The task: Reproduce each line that includes the word "styles".

§ §

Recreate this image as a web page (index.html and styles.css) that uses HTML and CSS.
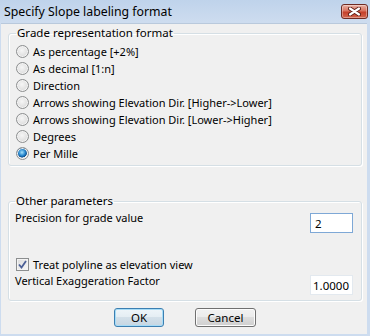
FILE: index.html
```html
<!DOCTYPE html>
<html lang="en">
<head>
  <meta charset="UTF-8" />
  <title>Specify Slope labeling format</title>
  <link rel="stylesheet" href="styles.css">
</head>
<body>

<div class="window">
  <div class="titlebar">
    <span class="title">Specify Slope labeling format</span>
    <button class="close" aria-label="Close">
      <svg width="13" height="9" viewBox="0 0 13 9">
        <path d="M2 1.5 L11 7.5 M11 1.5 L2 7.5" stroke="#5a1a12" stroke-width="4" stroke-linecap="round"/>
        <path d="M2 1.5 L11 7.5 M11 1.5 L2 7.5" stroke="#fff" stroke-width="2.2" stroke-linecap="round"/>
      </svg>
    </button>
  </div>

  <div class="client">
    <fieldset class="group group-grade">
      <legend>Grade representation format</legend>
      <label class="option"><input type="radio" name="grade"> As percentage [+2%]</label>
      <label class="option"><input type="radio" name="grade"> As decimal [1:n]</label>
      <label class="option"><input type="radio" name="grade"> Direction</label>
      <label class="option"><input type="radio" name="grade"> Arrows showing Elevation Dir. [Higher-&gt;Lower]</label>
      <label class="option"><input type="radio" name="grade"> Arrows showing Elevation Dir. [Lower-&gt;Higher]</label>
      <label class="option"><input type="radio" name="grade"> Degrees</label>
      <label class="option"><input type="radio" name="grade" checked> Per Mille</label>
    </fieldset>

    <fieldset class="group group-other">
      <legend>Other parameters</legend>
      <div class="field">
        <span>Precision for grade value</span>
        <input type="text" class="textbox focused" value="2">
      </div>
      <label class="option check"><input type="checkbox" checked> Treat polyline as elevation view</label>
      <div class="field field-tight">
        <span>Vertical Exaggeration Factor</span>
        <input type="text" class="textbox" value="1.0000">
      </div>
    </fieldset>

    <div class="buttons">
      <button class="btn default">OK</button>
      <button class="btn cancel">Cancel</button>
    </div>
  </div>
</div>

</body>
</html>
```

FILE: styles.css
```css
body {
  margin: 0;
  font-family: 'Noto Sans', 'Open Sans', sans-serif;
  font-size: 11px;
  color: #000;
  background: #c9daee;
}
.window {
  width: 370px;
  height: 336px;
  box-sizing: border-box;
  display: flex;
  flex-direction: column;
  background: linear-gradient(#bfd3eb, #cddcef 22px, #cddcef);
  padding: 0 3px 2px 1px;
}
.titlebar {
  height: 22px;
  display: flex;
  align-items: center;
  justify-content: space-between;
  padding: 0 1px 1px 3px;
}
.title {
  font-size: 12.3px;
  color: #000;
}
.close {
  width: 27px;
  height: 15px;
  padding: 0;
  border: 1px solid #6e2a22;
  border-radius: 3px;
  background: linear-gradient(#e8b1a5, #d8735f 45%, #c5402a 55%, #d2664f);
  box-shadow: inset 0 0 0 1px rgba(255,255,255,0.35);
  display: flex;
  align-items: center;
  justify-content: center;
  margin-right: -2px;
}
.client {
  flex: 1;
  background: #f0f0f0;
  border-top: 1px solid #b9c9dc;
  padding: 1px 5px 0 7px;
  display: flex;
  flex-direction: column;
}
.group {
  margin: 0;
  border: 1px solid #d5dfe5;
  border-radius: 3px;
  box-shadow: inset 1px 1px 0 #fff, 1px 1px 0 #fff;
  padding: 0 7px 3px 7px;
}
.group legend {
  padding: 0 1px;
  margin-left: 0;
  line-height: 16px;
  font-size: 11.5px;
}
.group-grade {
  padding-top: 2px;
  padding-bottom: 3px;
}
.group-other {
  margin-top: 27px;
  padding: 1px 8px 5px 6px;
}
.option {
  display: flex;
  align-items: center;
  height: 17px;
  white-space: nowrap;
}
.option input {
  appearance: none;
  margin: 0 4px 0 0;
  width: 13px;
  height: 13px;
  box-sizing: border-box;
  border: 1px solid #8c8e8f;
  border-radius: 50%;
  background: radial-gradient(circle at 45% 40%, #f6f6f6 0, #e2e2e2 55%, #cfcfcf 100%);
  box-shadow: inset 0 0 0 1px #f4f4f4;
  flex-shrink: 0;
}
.option input:checked {
  background: radial-gradient(circle at 45% 40%, #a8e2fb 0, #2a8ad0 35%, #0c4f8e 55%, #e9e9e9 60%, #dadada 100%);
}
.check {
  margin-top: 23px;
  padding-left: 1px;
}
.check input {
  border-radius: 0;
  background: linear-gradient(135deg, #dcdcdc, #f8f8f8);
}
.check input:checked {
  background: url("data:image/svg+xml;utf8,<svg xmlns='http://www.w3.org/2000/svg' width='11' height='11'><path d='M2 5.5 L4.5 8.5 L9 2' fill='none' stroke='%234b5f96' stroke-width='1.8'/></svg>") center no-repeat, linear-gradient(135deg, #dcdcdc, #f8f8f8);
}
.field {
  display: flex;
  justify-content: space-between;
  align-items: flex-start;
  line-height: 16px;
}
.textbox {
  margin-top: 3px;
  width: 43px;
  height: 20px;
  box-sizing: border-box;
  border: 1px solid #e3e9ef;
  background: #fff;
  font-family: inherit;
  font-size: 11.5px;
  padding: 0 2px;
  color: #000;
}
.textbox.focused {
  border-color: #7ea8d6;
  padding-left: 4px;
}
.field-tight .textbox {
  margin-top: 2px;
}
.buttons {
  display: flex;
  justify-content: center;
  gap: 31px;
  margin-top: 7px;
}
.btn {
  height: 19px;
  box-sizing: border-box;
  border: 1px solid #707070;
  border-radius: 3px;
  background: linear-gradient(#f2f2f2, #ebebeb 50%, #dddddd 50%, #cfcfcf);
  box-shadow: inset 0 0 0 1px #fcfcfc;
  font-family: inherit;
  font-size: 11.5px;
  padding: 0;
  color: #000;
}
.btn.default {
  width: 50px;
  border-color: #3c7fb1;
  box-shadow: inset 0 0 0 1px #a6dcf7;
  background: linear-gradient(#eef5f9, #e4edf3 50%, #d3e0e9 50%, #c6d6e2);
}
.btn.cancel {
  width: 61px;
}
```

§ §

Answer for the task:
Recreate this image as a web page (index.html and styles.css) that uses HTML and CSS.
  <link rel="stylesheet" href="styles.css">
FILE: styles.css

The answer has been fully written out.